Вспоминаю, что в семейном альбоме, где хранились фотографии наших бабушек и дедов, был пожелтевший снимок Ойунского. Отец относился к нему так трепетно, что я (тогда мне было лет десять) думала, что это его близкий друг. И только позже поняла: отец едва ли мог быть с ним знаком.

Еще отец рассказывал, что над одной из нар в тюрьме, где он сидел, была надпись «Здесь был Ойунский».

* * *

«Серп и молот — Смерть и голод...», — за эти строки, говорил Моисей Ефимов, Лев Габышев отсидел срок.

Я никогда не слышала от отца этих слов и не нашла ничего похожего ни в тетрадях, выданных мне из архива УФСБ РФ по PC (Я), ни в протоколах его допроса.

По большому счету, отец не был антисоветчиком. Думаю, что идеи братства людей и социальной справедливости были близки его натуре, и мама наша несла в себе почти мистическую веру в конечное торжество справедливости в жизни. Отец имел критический склад ума и какую-то несоизмеримую с действительностью высоту взгляда на мир. Это трудно определить — в своем детском дневнике я об этом выразилась так: «Жить так, чтоб не было стыдно перед звездами». Смешно и наивно!

* * *

Помню, как после документального фильма о Тухачевском и других репрессированных мы сидим на веранде и разговариваем. Было больно думать о судьбе дворянина, ставшего на сторону революции, сохранившего ей верность и расстрелянного Советской властью. Эмоции мои прорываются, захлестывают с головой: говорю много, горячо и резко о Сталине, временах культа личности, спорю с отцом и мамой. Наконец, отец сурово пресекает меня, а я в запальчивости привожу последний контраргумент: «Ты же сам сидел в сталинских лагерях!» — и ухожу, хлопнув дверью.

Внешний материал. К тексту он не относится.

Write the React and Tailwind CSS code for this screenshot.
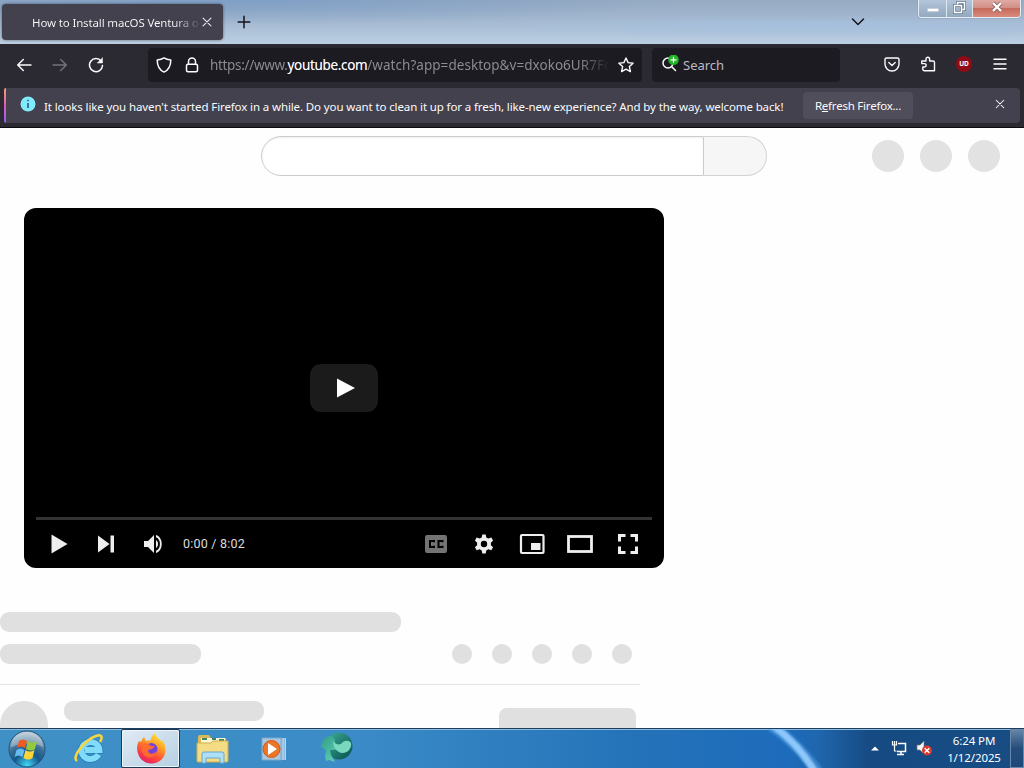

Это была моя первая и последняя размолвка с отцом. Тогда, в свои 14 лет, я не могла понять трагедии целого поколения отцов, овеянных духом революционной романтики, которые и перед своим расстрелом провозглашали: «Да здравствует товарищ Сталин!»

* * *

Я выросла в большой дружной семье. Только сейчас осознаю, что наш семейный мир стоял, как на китах, на любви. Отец носил на руках тяжело больную мать. Любовь друг к другу. Любовь к людям. Любовь к книгам. Любовь ко всему живому — дереву, собаке, бабочке...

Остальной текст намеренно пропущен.